Some people hear about the death of a baby and think nothing of it. That it was just another passing moment in our lives. That since the baby didn’t have much time, the baby didn’t really have an impact. Many of these people don’t understand why I choose to remember my children and not just forget them. This is such a strange endeavor for them. Yes, some may have been raised that way while others may never have known a type of loss for a child.
Personally, the first death that I have ever experienced of someone close to me was my children. Prior to their death, I don’t know which side I would have participated. I hope that I would have been the ultimate supporter; the person that helped them to remember and honor their child/children. I consistently have to defend myself and the memory of my children. I contemplate often on why I have to defend myself and all the things that I want to say to these people. Here are some of them:
They are my children.
I did everything in my power to let them be healthy. Eat right, doctor appointments, exercise, etc. No, I did not get to make my children do these things as they got older, but I made myself do these things for my children while I was pregnant. These are the same things that any other parent does for their children throughout their lives. Just because my children’s lives ended at 1 and 2 days old doesn’t mean any less.

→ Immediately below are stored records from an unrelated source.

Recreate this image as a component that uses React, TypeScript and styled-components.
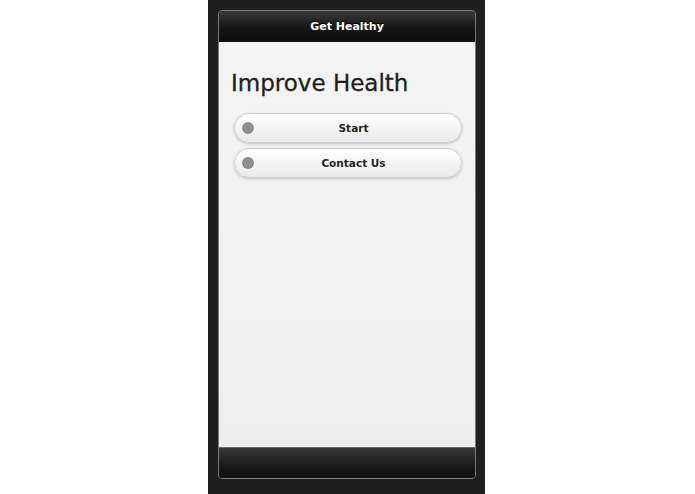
import styled, { createGlobalStyle } from "styled-components";

const GlobalStyle = createGlobalStyle`
  html, body {
    margin: 0;
    padding: 0;
    background: #ffffff;
  }
  body {
    font-family: "DejaVu Sans", "Liberation Sans", sans-serif;
  }
`;

const Page = styled.div`
  display: flex;
  justify-content: center;
  width: 695px;
  height: 494px;
  overflow: hidden;
`;

const PhoneFrame = styled.div`
  box-sizing: border-box;
  width: 277px;
  height: 494px;
  margin-right: 2px;
  padding: 10px 9px 15px 10px;
  background: #1f1f1f;
`;

const Screen = styled.div`
  box-sizing: border-box;
  display: flex;
  flex-direction: column;
  width: 258px;
  height: 469px;
  border: 1px solid #7a7a7a;
  border-radius: 4px;
  overflow: hidden;
`;

const Bar = styled.div<{ $footer?: boolean }>`
  box-sizing: border-box;
  flex-shrink: 0;
  display: flex;
  align-items: center;
  justify-content: center;
  height: 31px;
  background: ${(p) =>
    p.$footer
      ? "linear-gradient(#383838, #1a1a1a 60%, #111111)"
      : "linear-gradient(#3a3a3a, #161616 55%, #0e0e0e)"};
  border-top: ${(p) => (p.$footer ? "1px solid #6a6a6a" : "none")};
  color: #ffffff;
  font-size: 11px;
  font-weight: bold;
  text-shadow: 0 -1px 1px #000000;
`;

const Content = styled.div`
  flex: 1;
  display: flex;
  flex-direction: column;
  padding: 0 13px 0 15px;
  background: linear-gradient(#f4f4f4, #eeeeee);
`;

const Title = styled.h1`
  margin: 27px 0 16px -3px;
  font-size: 23px;
  line-height: 28px;
  font-weight: normal;
  color: #1e1e1e;
  -webkit-text-stroke: 0.3px #1e1e1e;
`;

const ButtonList = styled.div`
  display: flex;
  flex-direction: column;
  gap: 5px;
`;

const ListButton = styled.button`
  box-sizing: border-box;
  display: flex;
  align-items: center;
  height: 30px;
  padding: 0 8px 0 7px;
  border: 1px solid #cdcdcd;
  border-radius: 15px;
  background: linear-gradient(#ffffff, #f4f4f4 50%, #e9e9e9);
  box-shadow: 0 1px 3px rgba(0, 0, 0, 0.22);
  font-family: "DejaVu Sans", "Liberation Sans", sans-serif;
  font-size: 10.5px;
  font-weight: bold;
  color: #222222;
  text-shadow: 0 1px 0 #ffffff;
  cursor: pointer;
`;

const Dot = styled.span`
  flex-shrink: 0;
  width: 12px;
  height: 12px;
  border-radius: 50%;
  background: #8f8f8f;
`;

const Label = styled.span`
  flex: 1;
  text-align: center;
`;

const items = ["Start", "Contact Us"];

export default function App() {
  return (
    <>
      <GlobalStyle />
      <Page>
        <PhoneFrame>
          <Screen>
            <Bar>Get Healthy</Bar>
            <Content>
              <Title>Improve Health</Title>
              <ButtonList>
                {items.map((item) => (
                  <ListButton key={item}>
                    <Dot />
                    <Label>{item}</Label>
                  </ListButton>
                ))}
              </ButtonList>
            </Content>
            <Bar $footer />
          </Screen>
        </PhoneFrame>
      </Page>
    </>
  );
}
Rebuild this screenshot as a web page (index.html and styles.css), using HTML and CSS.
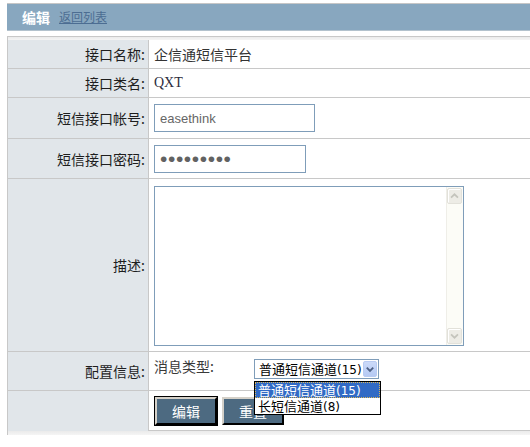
FILE: index.html
```html
<!DOCTYPE html>
<html lang="zh-CN">
<head>
<meta charset="utf-8">
<title>编辑</title>
<link rel="stylesheet" href="styles.css">
</head>
<body>
<div class="head">
  <span class="head-title">编辑</span>
  <a class="head-link" href="#">返回列表</a>
</div>
<div class="form">
  <div class="band"></div>
  <div class="grid">
    <div class="lbl">接口名称:</div>
    <div class="val">企信通短信平台</div>
    <div class="lbl">接口类名:</div>
    <div class="val serif">QXT</div>
    <div class="lbl">短信接口帐号:</div>
    <div class="val"><input class="field field-user" type="text" value="easethink"></div>
    <div class="lbl">短信接口密码:</div>
    <div class="val"><input class="field field-pass" type="password" value="123456789"></div>
    <div class="lbl">描述:</div>
    <div class="val val-memo">
      <div class="memo">
        <textarea class="memo-text"></textarea>
        <div class="scroll">
          <div class="scroll-btn"><svg width="15" height="14" viewBox="0 0 15 14"><path d="M3.5 9 L7.5 5 L11.5 9" fill="none" stroke="#c4c4bc" stroke-width="2"/></svg></div>
          <div class="scroll-track"></div>
          <div class="scroll-btn"><svg width="15" height="14" viewBox="0 0 15 14"><path d="M3.5 5 L7.5 9 L11.5 5" fill="none" stroke="#c4c4bc" stroke-width="2"/></svg></div>
        </div>
      </div>
    </div>
    <div class="lbl">配置信息:</div>
    <div class="val val-conf">
      <span class="sub-lbl">消息类型:</span>
      <div class="combo">
        <div class="combo-box">
          <span class="combo-text">普通短信通道<span class="num">(15)</span></span>
          <span class="combo-btn"><svg width="13" height="14" viewBox="0 0 13 14"><path d="M3 5.5 L6.5 9 L10 5.5" fill="none" stroke="#4d6185" stroke-width="2"/></svg></span>
        </div>
        <ul class="combo-list">
          <li class="combo-opt combo-opt-sel">普通短信通道<span class="num">(15)</span></li>
          <li class="combo-opt">长短信通道<span class="num">(8)</span></li>
        </ul>
      </div>
    </div>
    <div class="lbl lbl-last"></div>
    <div class="val val-btns"><button class="btn btn-focus" type="button">编辑</button><button class="btn" type="button">重置</button></div>
  </div>
  <div class="band band-bottom"></div>
</div>
</body>
</html>
```
FILE: styles.css
```css
* { box-sizing: border-box; }
html, body { margin: 0; padding: 0; background: #fff; }
body {
  font-family: "Noto Sans CJK SC", "Liberation Sans", sans-serif;
  font-size: 14px;
  color: #222;
  overflow: hidden;
}

.head {
  margin: 3px 0 0 7px;
  height: 28px;
  border-top: 1px solid #c6c6c6;
  border-bottom: 1px solid #b3c2cd;
  background: #88a7bf;
  display: flex;
  align-items: center;
  padding-left: 15px;
  gap: 9px;
}
.head-title { color: #fff; font-weight: bold; font-size: 14px; line-height: 16px; }
.head-link { color: #4c6d92; font-size: 12px; line-height: 14px; text-decoration: underline; }

.form {
  margin: 5px 0 0 7px;
  border-top: 1px solid #c8c8c8;
  border-left: 1px solid #c8c8c8;
}
.band { height: 3px; background: linear-gradient(#ebebeb, #f5f5f5); }
.band-bottom { height: 4px; }

.grid {
  display: grid;
  grid-template-columns: 141px 1fr;
  grid-template-rows: 29px 29px 41px 40px 173px 39px 40px;
}
.lbl {
  background: #e1e6ea;
  border-right: 1px solid #c8c8c8;
  border-bottom: 1px solid #c8c8c8;
  display: flex;
  align-items: center;
  justify-content: flex-end;
  padding-right: 3px;
  color: #1e1e1e;
  line-height: 16px;
}
.lbl-last { border-bottom: none; }
.val {
  border-bottom: 1px solid #c8c8c8;
  padding-left: 5px;
  display: flex;
  align-items: center;
  color: #333;
  line-height: 16px;
}
.serif { font-family: "Liberation Serif", serif; font-size: 14px; color: #2c2c3c; }

.field {
  height: 28px;
  border: 1px solid #7f9db9;
  padding: 0 5px;
  font-family: "Liberation Sans", sans-serif;
  font-size: 13px;
  color: #666;
  background: #fff;
  outline: none;
}
.field-user { width: 161px; }
.field-pass { width: 152px; font-size: 21px; letter-spacing: 0.6px; color: #626262; padding-left: 5px; }

.val-memo { align-items: flex-start; padding-top: 7px; }
.memo {
  width: 310px;
  height: 160px;
  border: 1px solid #7f9db9;
  display: flex;
  background: #fff;
}
.memo-text {
  flex: 1;
  border: none;
  resize: none;
  outline: none;
  margin: 0;
  padding: 2px;
  background: #fff;
}
.scroll {
  width: 17px;
  background: #fcfcf7;
  border-left: 1px solid #efeee8;
  display: flex;
  flex-direction: column;
  padding: 1px 1px 1px 0;
}
.scroll-btn {
  height: 16px;
  background: #edece6;
  border: 1px solid #e2e1da;
  border-radius: 2px;
  box-shadow: inset 1px 1px 0 #fff;
  display: flex;
  align-items: center;
  justify-content: center;
}
.scroll-track { flex: 1; }

.val-conf { align-items: flex-start; padding-top: 6px; }
.sub-lbl { width: 100px; color: #3a3a3a; line-height: 16px; }
.combo { position: relative; margin-top: 1px; }
.combo-box {
  width: 125px;
  height: 20px;
  border: 1px solid #7f9db9;
  background: #fff;
  display: flex;
  align-items: center;
  justify-content: space-between;
  padding: 0 1px 0 4px;
}
.combo-text { font-size: 13px; color: #000; line-height: 16px; }
.num { font-family: "DejaVu Sans", "Liberation Sans", sans-serif; font-size: 12px; }
.combo-btn {
  width: 14px;
  height: 16px;
  background: linear-gradient(#cbdaf9, #b5c9f3);
  border: 1px solid #b8cbf2;
  border-radius: 2px;
  display: flex;
  align-items: center;
  justify-content: center;
}
.combo-list {
  position: absolute;
  left: 0;
  top: 22px;
  width: 127px;
  margin: 0;
  padding: 0;
  list-style: none;
  border: 1px solid #000;
  background: #fff;
  z-index: 2;
}
.combo-opt {
  height: 16px;
  line-height: 14px;
  font-size: 13px;
  color: #000;
  padding-left: 2px;
  border: 1px solid transparent;
}
.combo-opt-sel { background: #316ac5; color: #fff; border: 1px dotted #d9b45a; }

.val-btns { gap: 5px; padding-left: 6px; }
.btn {
  width: 62px;
  height: 28px;
  padding: 0;
  background: #4d6a81;
  color: #fff;
  font-family: "Noto Sans CJK SC", sans-serif;
  font-size: 14px;
  border: 2px solid;
  border-color: #d4d0c8 #000 #000 #d4d0c8;
}
.btn-focus { outline: 1px solid #000; }
```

Yes, my children are dead and it is sad.
So are many mothers, fathers, spouses, aunts, uncles, dogs, cats, etc. People go around every day remembering these people, or animals. If I bring up my dead cat, no one gets uncomfortable and wonders why I don’t forget him. They understand that the memories I had were great and wonderful. Yet this is an animal. When a parent dies, it doesn’t make the parent no longer exist. It isn’t weird that a person goes to visit their parent’s grave all the time or have their ashes on a mantel. Yet it is weird for a parent to honor their child or go visit the grave of their child.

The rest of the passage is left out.